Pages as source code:
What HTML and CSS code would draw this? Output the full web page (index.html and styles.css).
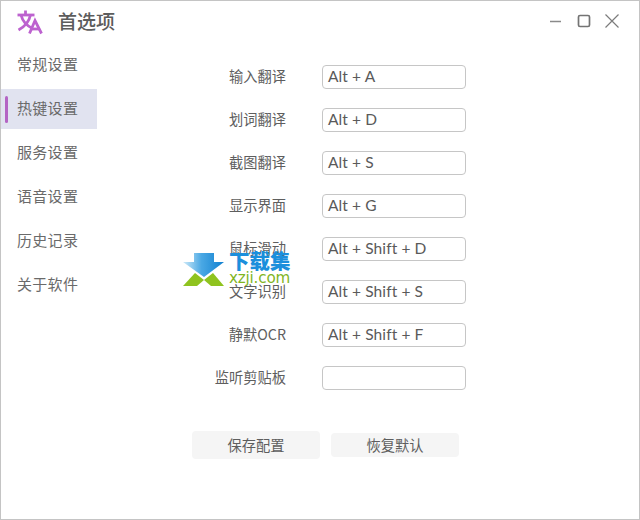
FILE: index.html
```html
<!DOCTYPE html>
<html lang="zh">
<head>
<meta charset="utf-8">
<title>首选项</title>
<link rel="stylesheet" href="styles.css">
</head>
<body>
<div class="window">
  <header class="titlebar">
    <svg class="logo" width="26" height="25" viewBox="0 0 26 25">
      <g fill="none" stroke="#bd62cf" stroke-width="2.800">
        <path d="M0.500 5H17.500"/>
        <path d="M8.500 0.500V5"/>
        <path d="M13.500 5C12 12 7 17 1.500 20"/>
        <path d="M4 5C5.500 11 10.500 16 15.500 18.500"/>
        <path d="M12.500 23.500L18 10.500L24.500 23.500"/>
        <path d="M14.500 19H22.500"/>
      </g>
    </svg>
    <h1 class="title">首选项</h1>
    <div class="controls">
      <svg width="14" height="14" viewBox="0 0 14 14"><path d="M1 7.500H12" stroke="#8a8a8a" stroke-width="1.500" fill="none"/></svg>
      <svg width="14" height="14" viewBox="0 0 14 14"><rect x="1.500" y="1.500" width="11" height="11" rx="1.500" stroke="#747474" stroke-width="1.700" fill="none"/></svg>
      <svg width="14" height="14" viewBox="0 0 14 14"><path d="M0.500 0.500L13.500 13.500M13.500 0.500L0.500 13.500" stroke="#7c7c7c" stroke-width="1.200" fill="none"/></svg>
    </div>
  </header>
  <div class="body">
    <nav class="sidebar">
      <div class="nav-item">常规设置</div>
      <div class="nav-item active">热键设置</div>
      <div class="nav-item">服务设置</div>
      <div class="nav-item">语音设置</div>
      <div class="nav-item">历史记录</div>
      <div class="nav-item">关于软件</div>
    </nav>
    <main class="content">
      <div class="form">
        <div class="row"><label class="label">输入翻译</label><div class="field">Alt + A</div></div>
        <div class="row"><label class="label">划词翻译</label><div class="field">Alt + D</div></div>
        <div class="row"><label class="label">截图翻译</label><div class="field">Alt + S</div></div>
        <div class="row"><label class="label">显示界面</label><div class="field">Alt + G</div></div>
        <div class="row"><label class="label">鼠标滑动</label><div class="field">Alt + Shift + D</div></div>
        <div class="row"><label class="label">文字识别</label><div class="field">Alt + Shift + S</div></div>
        <div class="row"><label class="label">静默OCR</label><div class="field">Alt + Shift + F</div></div>
        <div class="row"><label class="label">监听剪贴板</label><div class="field"></div></div>
      </div>
      <div class="actions">
        <button class="btn btn-save">保存配置</button>
        <button class="btn btn-reset">恢复默认</button>
      </div>
    </main>
  </div>
  <div class="watermark">
    <svg width="42" height="34" viewBox="0 0 42 34">
      <defs>
        <linearGradient id="wm-blue" x1="0" y1="0" x2="1" y2="0">
          <stop offset="0" stop-color="#cfeaf8"/>
          <stop offset="0.450" stop-color="#4aa8e4"/>
          <stop offset="1" stop-color="#1080d0"/>
        </linearGradient>
      </defs>
      <path d="M11 0H31V9H41L21 24L0 9H11Z" fill="url(#wm-blue)"/>
      <path d="M0 33L12 20L21 27L14 33Z" fill="#8fc31f"/>
      <path d="M41 33L30 20L21 27L28 33Z" fill="#8fc31f"/>
    </svg>
    <div class="wm-text">
      <div class="wm-cn">下载集</div>
      <div class="wm-en">xzji.com</div>
    </div>
  </div>
</div>
</body>
</html>
```
FILE: styles.css
```css
* { box-sizing: border-box; }
html, body { margin: 0; padding: 0; }
body { width: 640px; height: 520px; background: #fff; overflow: hidden; }
.window {
  position: relative;
  width: 640px;
  height: 520px;
  border: 1px solid #c4c4c4;
  background: #fff;
  display: flex;
  flex-direction: column;
  font-family: "Noto Sans CJK SC", sans-serif;
  color: #5a5a5a;
}
.titlebar {
  height: 41px;
  flex: none;
  display: flex;
  align-items: center;
  padding: 0 19px 0 16px;
}
.logo { flex: none; display: block; margin-top: 1px; }
.title {
  margin: -2px 0 0 15px;
  font-size: 19px;
  line-height: 26px;
  font-weight: 500;
  color: #5c5c5c;
}
.controls { margin-left: auto; display: flex; gap: 14px; align-items: center; margin-right: 1px; margin-top: -1px; }
.controls svg { display: block; }
.body { flex: 1; display: flex; min-height: 0; }
.sidebar {
  width: 96px;
  flex: none;
  display: flex;
  flex-direction: column;
  gap: 4px;
  padding-top: 3px;
}
.nav-item {
  position: relative;
  height: 40px;
  line-height: 38px;
  padding-left: 16px;
  font-size: 15px;
  letter-spacing: 0.300px;
  font-weight: 400;
  color: #6a6a6a;
}
.nav-item.active { background: #e1e3f0; }
.nav-item.active::before {
  content: "";
  position: absolute;
  left: 4px;
  top: 7px;
  width: 3px;
  height: 27px;
  border-radius: 2px;
  background: #b464c4;
}
.content { flex: 1; display: flex; flex-direction: column; padding-top: 23px; }
.form { display: flex; flex-direction: column; gap: 19px; }
.row { display: flex; align-items: center; height: 24px; }
.label {
  width: 189px;
  text-align: right;
  font-size: 14.250px;
  line-height: 22px;
  margin-bottom: 2px;
  color: #5e5e5e;
}
.field {
  margin-left: 36px;
  width: 144px;
  height: 24px;
  border: 1px solid #c6c6c6;
  border-radius: 4px;
  padding-left: 5px;
  font-family: Lato, sans-serif;
  font-size: 15.500px;
  letter-spacing: 0.100px;
  line-height: 21px;
  font-weight: 400;
  color: #5a5a5a;
}
.actions { display: flex; align-items: center; gap: 11px; margin: 41px 0 0 95px; }
.btn {
  width: 128px;
  border: 0;
  padding: 0 0 1px 0;
  border-radius: 4px;
  background: #f5f5f5;
  font-family: "Noto Sans CJK SC", sans-serif;
  font-size: 14.250px;
  color: #5e5e5e;
}
.btn-save { height: 28px; }
.btn-reset { height: 24px; }
.watermark {
  position: absolute;
  left: 182px;
  top: 252px;
  display: flex;
  gap: 5px;
}
.wm-text { display: flex; flex-direction: column; margin-top: -3px; margin-left: -1px; }
.wm-cn {
  font-size: 20.500px;
  line-height: 21px;
  font-weight: 900;
  color: #1b8fdc;
}
.wm-en {
  font-family: "DejaVu Sans", sans-serif;
  font-size: 15.200px;
  letter-spacing: -0.200px;
  line-height: 15px;
  color: #7fb51f;
}
```
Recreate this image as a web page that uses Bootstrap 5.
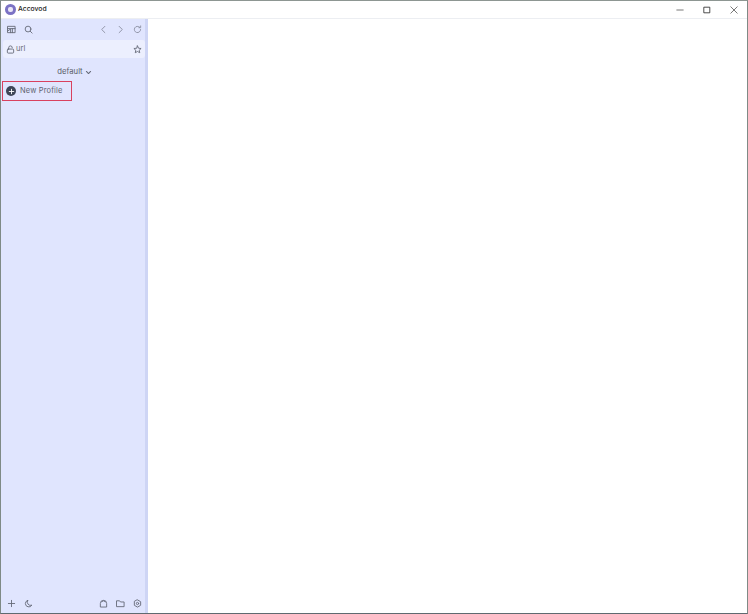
<!DOCTYPE html>
<html lang="en">
<head>
<meta charset="utf-8">
<title>Accovod</title>
<link href="https://cdn.jsdelivr.net/npm/bootstrap@5.3.0/dist/css/bootstrap.min.css" rel="stylesheet">
<style>
html,body{height:100%;margin:0;overflow:hidden;background:#fff}
.win-frame{width:748px;height:614px;border:1px solid #7f8a86;border-top-color:#8d9692;border-bottom-color:#5f6a70;font-family:"Inter","Liberation Sans",sans-serif;color:#50535f}
.title-bar{height:18px;flex:none;font-size:6.8px;font-weight:500;color:#222;border-bottom:1px solid #eceef2}
.app-logo{width:11px;height:11px;border-radius:50%;background:#7b72c4;margin-left:4px;margin-right:2px}
.app-logo::after{content:"";width:5px;height:5px;background:#e9e7f7;border-radius:2px}
.win-btn{width:27px;height:17px}
.win-btn .ico{width:8px;height:8px}
.side-pane{width:147px;background:#e0e5fe;border-right:3px solid #ced5f5;font-size:7.5px}
.tool-row{height:20px;flex:none;padding:0 3px 0 6px}
.url-row{height:18px;flex:none;margin:1px 0 0 2px;padding:0 3px 0 3px;background:#eceffe;border-radius:3px;color:#6a6d78}
.group-label{margin-top:8px;padding-left:3px;height:12px;flex:none;font-size:7.7px;color:#5a5e6a;gap:2px}
.profile-box{margin:3px 0 0 1px;width:70px;height:20px;flex:none;border:1px solid #d9415f;padding-left:3px;font-size:7.5px;letter-spacing:.02em;color:#5f6370;gap:4px}
.plus-dot{width:10px;height:10px;border-radius:50%;background:#3e4658}
.foot-row{height:20px;padding:0 3px 0 6px;margin-top:auto}
.ico{width:9px;height:9px;display:block;fill:none;stroke:#656a78;stroke-width:1;stroke-linecap:round;stroke-linejoin:round}
.ico-dim{stroke:#8a8fa0}
.ico-tiny{width:7px;height:7px}
.url-text{margin-left:1px}
.canvas-pane{background:#fff}
.tool-gap{gap:8px}
</style>
</head>
<body>
<div class="win-frame d-flex flex-column">
  <div class="title-bar d-flex align-items-center">
    <span class="app-logo d-flex align-items-center justify-content-center"></span>
    <span>Accovod</span>
    <div class="ms-auto d-flex">
      <span class="win-btn d-flex align-items-center justify-content-center"><svg class="ico" viewBox="0 0 10 10"><path d="M1 5h8" stroke="#555"/></svg></span>
      <span class="win-btn d-flex align-items-center justify-content-center"><svg class="ico" viewBox="0 0 10 10"><path d="M1.500 1.500h7v7h-7z" stroke="#222"/></svg></span>
      <span class="win-btn d-flex align-items-center justify-content-center"><svg class="ico" viewBox="0 0 10 10"><path d="M1 1l8 8M9 1l-8 8" stroke="#555"/></svg></span>
    </div>
  </div>
  <div class="d-flex flex-grow-1">
    <aside class="side-pane d-flex flex-column">
      <div class="tool-row d-flex align-items-center">
        <div class="d-flex tool-gap">
          <svg class="ico" viewBox="0 0 10 10"><path d="M1 1.500h8v7H1zM1 4h8M6 4v4.500M1 6.500l3-2v4"/></svg>
          <svg class="ico" viewBox="0 0 10 10"><circle cx="4.500" cy="4.500" r="3.200"/><path d="M7 7l2 2"/></svg>
        </div>
        <div class="ms-auto d-flex tool-gap">
          <svg class="ico ico-dim" viewBox="0 0 10 10"><path d="M6.500 1.500L3 5l3.500 3.500"/></svg>
          <svg class="ico ico-dim" viewBox="0 0 10 10"><path d="M3.500 1.500L7 5 3.500 8.500"/></svg>
          <svg class="ico ico-dim" viewBox="0 0 10 10"><path d="M8.500 5a3.500 3.500 0 1 1-1-2.500M8.500 1v2h-2"/></svg>
        </div>
      </div>
      <div class="url-row d-flex align-items-center">
        <svg class="ico" viewBox="0 0 10 10"><rect x="1.500" y="4.500" width="7" height="4.500" rx="1"/><path d="M3 4.500V3a2 2 0 0 1 4 0"/></svg>
        <span class="url-text">url</span>
        <svg class="ico ms-auto" viewBox="0 0 10 10"><path d="M5 1l1.200 2.600 2.800.3-2.100 1.900.6 2.800L5 7.200 2.500 8.600l.6-2.800L1 3.900l2.800-.3z"/></svg>
      </div>
      <div class="group-label d-flex align-items-center justify-content-center">
        <span>default</span>
        <svg class="ico ico-tiny" viewBox="0 0 10 10"><path d="M2 3.500L5 6.500 8 3.500" stroke-width="1.500"/></svg>
      </div>
      <div class="profile-box d-flex align-items-center">
        <span class="plus-dot d-flex align-items-center justify-content-center"><svg class="ico" viewBox="0 0 10 10"><path d="M5 2.500v5M2.500 5h5" stroke="#fff"/></svg></span>
        <span>New Profile</span>
      </div>
      <div class="foot-row d-flex align-items-center">
        <div class="d-flex tool-gap">
          <svg class="ico" viewBox="0 0 10 10"><path d="M5 1.500v7M1.500 5h7"/></svg>
          <svg class="ico" viewBox="0 0 10 10"><path d="M4 1.500a3.800 3.800 0 0 0 4.800 5.300A3.900 3.900 0 0 1 1.500 5 3.800 3.800 0 0 1 4 1.500z"/></svg>
        </div>
        <div class="ms-auto d-flex tool-gap">
          <svg class="ico" viewBox="0 0 10 10"><path d="M1.500 8.500V5a3.500 3.500 0 0 1 7 0v3.500zM3 3l2-1 2 1"/></svg>
          <svg class="ico" viewBox="0 0 10 10"><path d="M1 2h3l1 1.300h4V8.500H1z"/></svg>
          <svg class="ico" viewBox="0 0 10 10"><path d="M5 1l3.500 2v4L5 9 1.500 7V3z"/><circle cx="5" cy="5" r="1.300"/></svg>
        </div>
      </div>
    </aside>
    <main class="canvas-pane flex-grow-1"></main>
  </div>
</div>
</body>
</html>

### Given instruction
State how many lines of the data include the word "this", with nothing else.

### Exercise result
2